Automated journalism refers to generating news content from structured data using templates and rules, sometimes with AI assistance. It’s most effective for predictable domains: sports scores, financial earnings, weather summaries, election results, and public notices. The promise is scale and speed. The risk is publishing errors without context—or letting automation replace reporting that requires human judgment.
How automation generates stories
Automated journalism usually uses:
- Structured inputs: official databases, APIs, spreadsheets, sensor feeds
- Business rules: thresholds for what counts as notable (“record high,” “upset win”)

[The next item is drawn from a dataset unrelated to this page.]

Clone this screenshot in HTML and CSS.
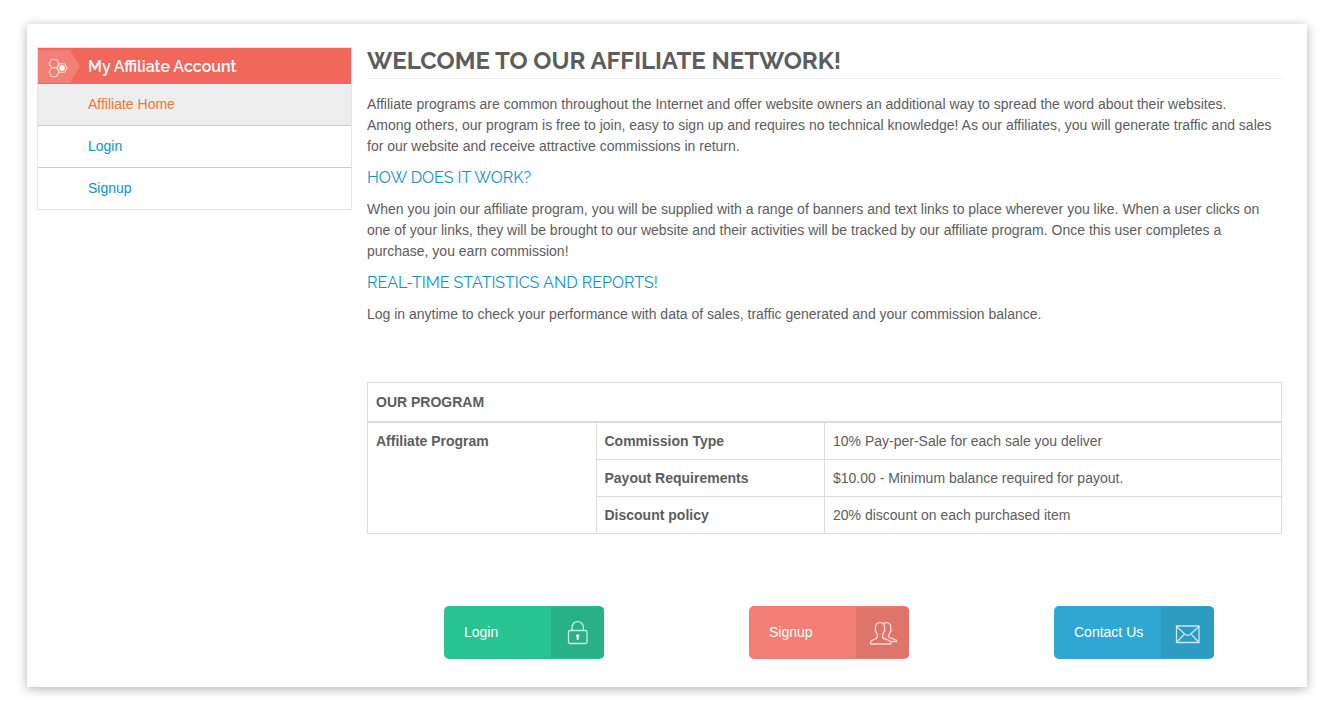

- Templates: narrative structures with variable slots
- Quality checks: validation, anomaly detection, and editorial approval workflows
Modern systems may add AI-driven phrasing variation, but robust automation still relies heavily on deterministic templates.
Where it shines
Automation is excellent when:
- the data is reliable and standardized,
- the story format is consistent,
- and audiences want quick updates.
Examples include:
- local sports recaps across many schools,
- real-time election precinct updates,
- quarterly earnings summaries for many companies,
- transit and weather alerts.
It also supports “coverage equity”: small communities can receive basic reporting that would otherwise be impossible with limited staff.
The biggest danger: context collapse
Data-driven stories can mislead if they lack context:
- A crime stat spike may be a reporting change, not a real increase.
- A school ranking might reflect demographic factors, not performance alone.
- A stock move could be noise without relevant market context.
Automation can produce technically correct numbers with socially incorrect implications.
Editorial guardrails for automated content
To protect quality:
- Label automated stories clearly.
- Require human review for sensitive categories (crime, health, allegations).
- Define “no-go zones” where automation is prohibited.
- Include methodology and data source links.
- Run anomaly checks to catch outliers and data glitches.
- Maintain correction workflows with visible updates.
A good policy treats automation like a newsroom beat with a strict stylebook.
Avoiding “automation bias”
People tend to trust machine outputs too much. In newsrooms, that means editors might skim automated stories instead of reviewing carefully. Countermeasures:
- random sampling audits,
- dashboards that highlight anomalies,
- and regular reviews of template language for bias or misleading phrasing.
The future: hybrid automation
Next-gen automated journalism will likely blend:
- templates for factual structure,
- AI for readability and translation,
- and human editors for context and local nuance.
The goal should be to automate what is repetitive so humans can focus on what is irreplaceable: investigation, accountability, and storytelling.
Automated journalism is not a shortcut to credibility—it’s a system that must be engineered with care. If a newsroom can maintain transparency and oversight, automation becomes a multiplier for public service rather than a factory for low-context content.